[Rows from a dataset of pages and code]
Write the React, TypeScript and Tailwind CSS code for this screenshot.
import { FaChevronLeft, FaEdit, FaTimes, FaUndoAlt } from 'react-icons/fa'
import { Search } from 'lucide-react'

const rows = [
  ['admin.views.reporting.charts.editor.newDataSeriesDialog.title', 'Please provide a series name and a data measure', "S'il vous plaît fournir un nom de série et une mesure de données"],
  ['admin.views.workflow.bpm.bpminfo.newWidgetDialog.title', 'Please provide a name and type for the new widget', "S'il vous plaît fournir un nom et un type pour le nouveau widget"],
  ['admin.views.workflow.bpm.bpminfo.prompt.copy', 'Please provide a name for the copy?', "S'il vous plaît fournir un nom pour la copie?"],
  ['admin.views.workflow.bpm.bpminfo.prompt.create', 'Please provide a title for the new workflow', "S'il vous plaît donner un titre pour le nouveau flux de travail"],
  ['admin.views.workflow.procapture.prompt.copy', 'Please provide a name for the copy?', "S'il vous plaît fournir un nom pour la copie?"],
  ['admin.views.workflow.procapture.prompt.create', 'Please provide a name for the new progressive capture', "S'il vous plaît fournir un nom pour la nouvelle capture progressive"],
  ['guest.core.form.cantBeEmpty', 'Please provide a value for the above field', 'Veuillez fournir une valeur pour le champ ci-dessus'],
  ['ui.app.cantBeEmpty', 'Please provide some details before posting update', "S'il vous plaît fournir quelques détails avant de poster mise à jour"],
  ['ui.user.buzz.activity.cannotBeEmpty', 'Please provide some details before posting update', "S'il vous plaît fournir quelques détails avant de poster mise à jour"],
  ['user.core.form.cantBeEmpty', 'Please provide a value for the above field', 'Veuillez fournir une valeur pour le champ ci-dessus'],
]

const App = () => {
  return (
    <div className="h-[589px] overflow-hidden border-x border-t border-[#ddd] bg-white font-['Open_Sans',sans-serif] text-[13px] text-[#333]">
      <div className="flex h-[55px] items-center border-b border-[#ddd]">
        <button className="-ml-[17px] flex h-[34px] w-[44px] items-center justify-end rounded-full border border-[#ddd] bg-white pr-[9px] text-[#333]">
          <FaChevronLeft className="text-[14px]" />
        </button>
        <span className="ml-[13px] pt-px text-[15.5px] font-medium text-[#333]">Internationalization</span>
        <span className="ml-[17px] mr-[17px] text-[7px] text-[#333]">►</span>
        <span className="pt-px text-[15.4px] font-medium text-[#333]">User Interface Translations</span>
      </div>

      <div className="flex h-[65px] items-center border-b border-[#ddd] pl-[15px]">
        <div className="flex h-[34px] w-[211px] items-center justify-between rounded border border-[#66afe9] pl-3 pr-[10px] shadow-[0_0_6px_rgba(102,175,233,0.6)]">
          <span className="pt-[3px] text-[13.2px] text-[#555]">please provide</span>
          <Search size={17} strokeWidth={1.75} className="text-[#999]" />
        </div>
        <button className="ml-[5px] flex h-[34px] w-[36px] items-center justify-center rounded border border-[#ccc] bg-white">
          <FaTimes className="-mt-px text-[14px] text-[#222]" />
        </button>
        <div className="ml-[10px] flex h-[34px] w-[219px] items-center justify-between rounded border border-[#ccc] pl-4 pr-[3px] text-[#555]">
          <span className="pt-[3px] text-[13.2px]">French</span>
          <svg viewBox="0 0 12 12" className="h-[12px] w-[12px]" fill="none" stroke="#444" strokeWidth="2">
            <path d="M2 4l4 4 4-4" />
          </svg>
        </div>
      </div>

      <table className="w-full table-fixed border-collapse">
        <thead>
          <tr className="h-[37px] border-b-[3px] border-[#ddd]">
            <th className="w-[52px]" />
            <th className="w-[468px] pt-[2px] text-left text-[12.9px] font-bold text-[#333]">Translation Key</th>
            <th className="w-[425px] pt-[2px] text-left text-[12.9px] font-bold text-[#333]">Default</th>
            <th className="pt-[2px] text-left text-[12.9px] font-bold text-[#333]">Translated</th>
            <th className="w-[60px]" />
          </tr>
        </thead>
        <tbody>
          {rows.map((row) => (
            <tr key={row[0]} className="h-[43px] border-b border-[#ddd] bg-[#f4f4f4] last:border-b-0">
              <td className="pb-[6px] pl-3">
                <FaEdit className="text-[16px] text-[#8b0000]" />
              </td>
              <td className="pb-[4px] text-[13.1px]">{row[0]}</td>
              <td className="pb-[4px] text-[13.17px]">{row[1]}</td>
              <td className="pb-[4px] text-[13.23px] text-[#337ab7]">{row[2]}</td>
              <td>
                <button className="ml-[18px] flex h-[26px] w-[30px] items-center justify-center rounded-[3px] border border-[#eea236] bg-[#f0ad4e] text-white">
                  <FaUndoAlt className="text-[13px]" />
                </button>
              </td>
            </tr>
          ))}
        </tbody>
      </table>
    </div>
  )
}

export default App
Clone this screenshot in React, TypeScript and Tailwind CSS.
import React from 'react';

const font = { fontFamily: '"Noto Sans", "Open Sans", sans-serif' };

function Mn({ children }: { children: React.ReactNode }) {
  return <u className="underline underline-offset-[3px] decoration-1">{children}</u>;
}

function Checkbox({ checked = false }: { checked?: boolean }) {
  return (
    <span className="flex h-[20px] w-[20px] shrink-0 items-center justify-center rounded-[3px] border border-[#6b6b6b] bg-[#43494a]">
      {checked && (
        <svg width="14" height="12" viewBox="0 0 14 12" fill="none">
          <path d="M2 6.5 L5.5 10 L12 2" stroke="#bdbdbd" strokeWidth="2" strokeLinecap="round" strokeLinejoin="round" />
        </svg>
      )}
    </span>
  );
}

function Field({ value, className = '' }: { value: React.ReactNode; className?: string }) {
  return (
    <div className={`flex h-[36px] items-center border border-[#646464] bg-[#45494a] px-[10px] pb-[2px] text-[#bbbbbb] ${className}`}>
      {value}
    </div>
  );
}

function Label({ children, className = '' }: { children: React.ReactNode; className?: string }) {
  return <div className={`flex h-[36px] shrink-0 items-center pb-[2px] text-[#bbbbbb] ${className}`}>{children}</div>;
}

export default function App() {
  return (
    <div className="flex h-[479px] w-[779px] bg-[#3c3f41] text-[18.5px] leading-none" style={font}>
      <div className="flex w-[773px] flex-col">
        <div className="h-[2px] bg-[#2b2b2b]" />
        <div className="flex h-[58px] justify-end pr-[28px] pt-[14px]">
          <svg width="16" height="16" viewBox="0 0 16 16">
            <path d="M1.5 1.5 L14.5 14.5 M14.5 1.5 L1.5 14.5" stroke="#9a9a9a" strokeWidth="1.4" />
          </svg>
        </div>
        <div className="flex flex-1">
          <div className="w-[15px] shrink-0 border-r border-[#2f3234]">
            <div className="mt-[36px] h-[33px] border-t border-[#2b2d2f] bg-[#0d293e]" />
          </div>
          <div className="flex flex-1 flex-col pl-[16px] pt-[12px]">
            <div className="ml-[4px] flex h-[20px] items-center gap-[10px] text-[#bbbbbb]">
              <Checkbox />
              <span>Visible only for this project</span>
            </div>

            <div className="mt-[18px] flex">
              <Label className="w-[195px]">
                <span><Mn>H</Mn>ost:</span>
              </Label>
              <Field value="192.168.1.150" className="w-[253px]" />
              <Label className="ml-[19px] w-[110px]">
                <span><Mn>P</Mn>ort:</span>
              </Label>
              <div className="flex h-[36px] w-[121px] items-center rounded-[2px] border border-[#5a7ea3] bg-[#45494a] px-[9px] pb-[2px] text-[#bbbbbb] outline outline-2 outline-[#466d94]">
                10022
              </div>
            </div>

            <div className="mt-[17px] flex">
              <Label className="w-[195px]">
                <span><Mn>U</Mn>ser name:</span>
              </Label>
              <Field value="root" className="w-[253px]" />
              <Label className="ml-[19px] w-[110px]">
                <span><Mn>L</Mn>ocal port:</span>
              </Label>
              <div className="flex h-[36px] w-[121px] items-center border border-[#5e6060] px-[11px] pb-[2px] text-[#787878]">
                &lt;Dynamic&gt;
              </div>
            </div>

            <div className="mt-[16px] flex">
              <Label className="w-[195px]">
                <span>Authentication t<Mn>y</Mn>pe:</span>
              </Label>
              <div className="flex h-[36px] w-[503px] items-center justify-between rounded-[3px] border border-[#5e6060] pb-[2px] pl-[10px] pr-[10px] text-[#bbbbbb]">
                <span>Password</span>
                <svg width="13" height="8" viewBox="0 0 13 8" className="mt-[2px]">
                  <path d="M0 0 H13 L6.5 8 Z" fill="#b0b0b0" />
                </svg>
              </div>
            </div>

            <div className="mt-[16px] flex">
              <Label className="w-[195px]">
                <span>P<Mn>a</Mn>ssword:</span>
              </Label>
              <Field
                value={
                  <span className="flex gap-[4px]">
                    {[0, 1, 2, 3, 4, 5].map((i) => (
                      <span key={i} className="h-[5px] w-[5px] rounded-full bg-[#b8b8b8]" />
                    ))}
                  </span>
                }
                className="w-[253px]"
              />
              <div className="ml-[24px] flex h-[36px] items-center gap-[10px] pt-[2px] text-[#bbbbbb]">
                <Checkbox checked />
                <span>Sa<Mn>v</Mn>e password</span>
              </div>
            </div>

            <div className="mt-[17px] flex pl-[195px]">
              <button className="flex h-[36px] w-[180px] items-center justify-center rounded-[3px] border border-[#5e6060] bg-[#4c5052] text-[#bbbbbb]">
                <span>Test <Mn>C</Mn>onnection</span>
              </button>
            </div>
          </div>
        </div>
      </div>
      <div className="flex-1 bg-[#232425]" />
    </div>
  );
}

| What you have to do |
Which lines contain the word "TypeScript"? Copy each one.

| The completed task |
Write the React, TypeScript and Tailwind CSS code for this screenshot.
Clone this screenshot in React, TypeScript and Tailwind CSS.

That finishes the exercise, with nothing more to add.